India’s diversity means one-size-fits-all won’t work. Adapt your model for regional variations.


3. Create a Franchise Business Plan

A robust Franchise Business Plan is your blueprint for growth. Include:

  • Target cities and demographics

  • Cost structure and unit economics

  • Franchisee profile

  • Marketing and brand support

  • Expansion timeline

Your franchise plan should also include a break-even analysis and clarity on who manages what (you vs. the franchisee).


4. Develop Legal Agreements & the Franchise Disclosure Document (FDD)

While India does not have a specific franchise law, your franchise must comply with:

  • Indian Contract Act, 1872

  • The Competition Act, 2002

  • Trademarks Act, 1999

  • Consumer Protection Laws

Hire a franchise attorney to draft:

  • Franchise Agreement

  • Franchise Disclosure Document (FDD)

  • Trademark Licensing Agreement

These documents will protect your brand and outline expectations from both parties.



5. Register Your Trademark

This is non-negotiable. You must own your brand to franchise it. Trademark your:

  • Business name

  • Logo

  • Slogans

  • Unique trade dress (store layout, packaging, etc.)

Register with the Controller General of Patents, Designs and Trademarks at ipindia.gov.in.



6. Develop Training & Operations Manuals

Your franchise is only as strong as your systems. Prepare:

  • Operations Manual (day-to-day procedures, staffing, inventory)

  • Training Programs (pre-opening and ongoing)

  • Marketing Templates (for local campaigns)

These should be simple enough to be followed in different languages and cities.

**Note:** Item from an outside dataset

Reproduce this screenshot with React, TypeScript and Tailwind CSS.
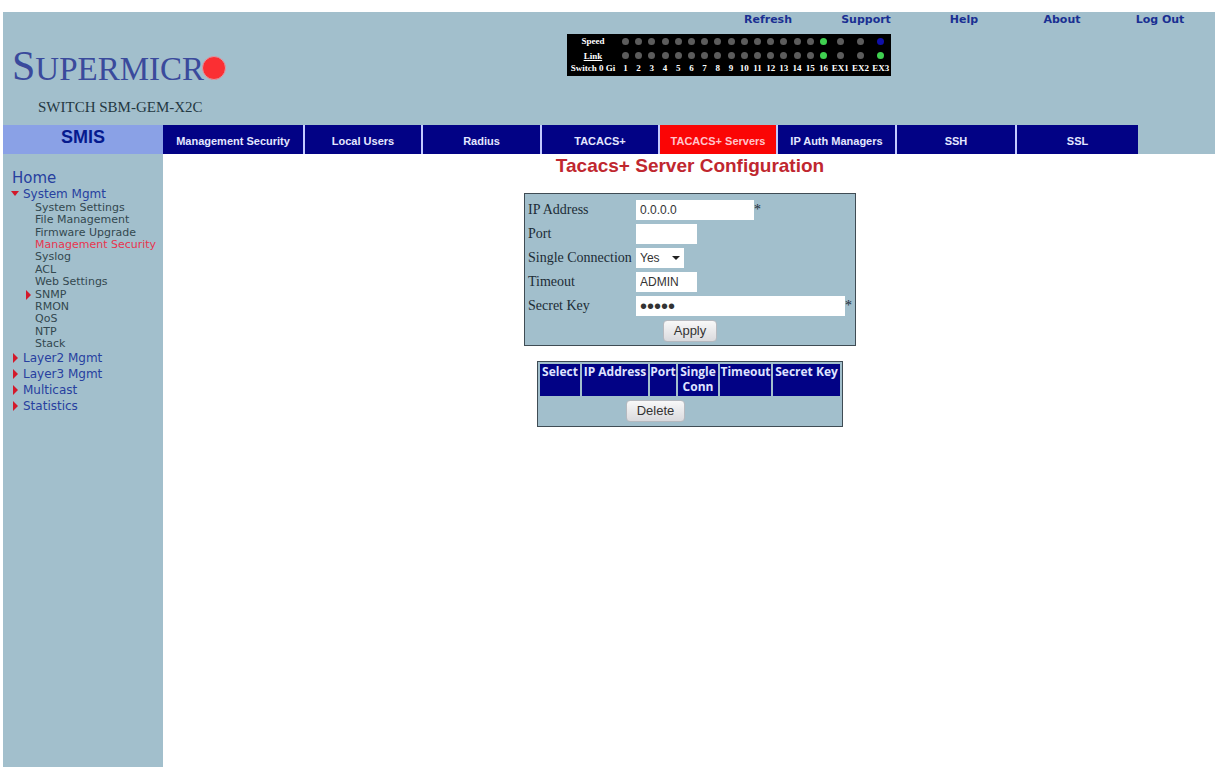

7. Build a Franchisee Recruitment Strategy

To find high-quality franchisees, you need to market your offer:

  • Franchise Portals: Franchise Voice

  • Expos & Trade Shows

  • LinkedIn Outreach & Lead Gen Ads

  • Landing Pages: Dedicated franchise section on your website with inquiry forms

Focus on franchisee quality, not quantity. A bad franchisee can damage your entire brand.

8. Provide Continuous Support and Quality Control

Franchising is a relationship business. Your job is to help franchisees succeed:

  • Offer centralized marketing support

  • Conduct site visits and audits

  • Provide product innovation updates

  • Create feedback loops and franchisee networks

Remember: Franchisee success = Brand success.

9. Scale Sustainably

Avoid the mistake of expanding too quickly. Test your model in a few cities first. Focus on:

  • Consistency

  • Operational excellence

  • Brand integrity

Use technology platforms like Zoho, or Salesforce to manage franchise operations efficiently.

Common Mistakes to Avoid

  • Franchising too early without proving profitability

  • Not protecting your IP (trademark)

  • Setting unrealistic ROI for franchisees

  • Choosing the wrong franchisees

  • Failing to localize marketing and support

Final Thoughts

Franchising your business in India is one of the smartest ways to grow—but only if done right. By following these steps, you can turn your local business into a nationwide success story.

With a mix of solid legal groundwork, strategic planning, and ongoing franchisee support, you can build an empire that reaches every corner of India—from Delhi to Dibrugarh, Mumbai to Madurai.

Ready to franchise your business in India? The time is now.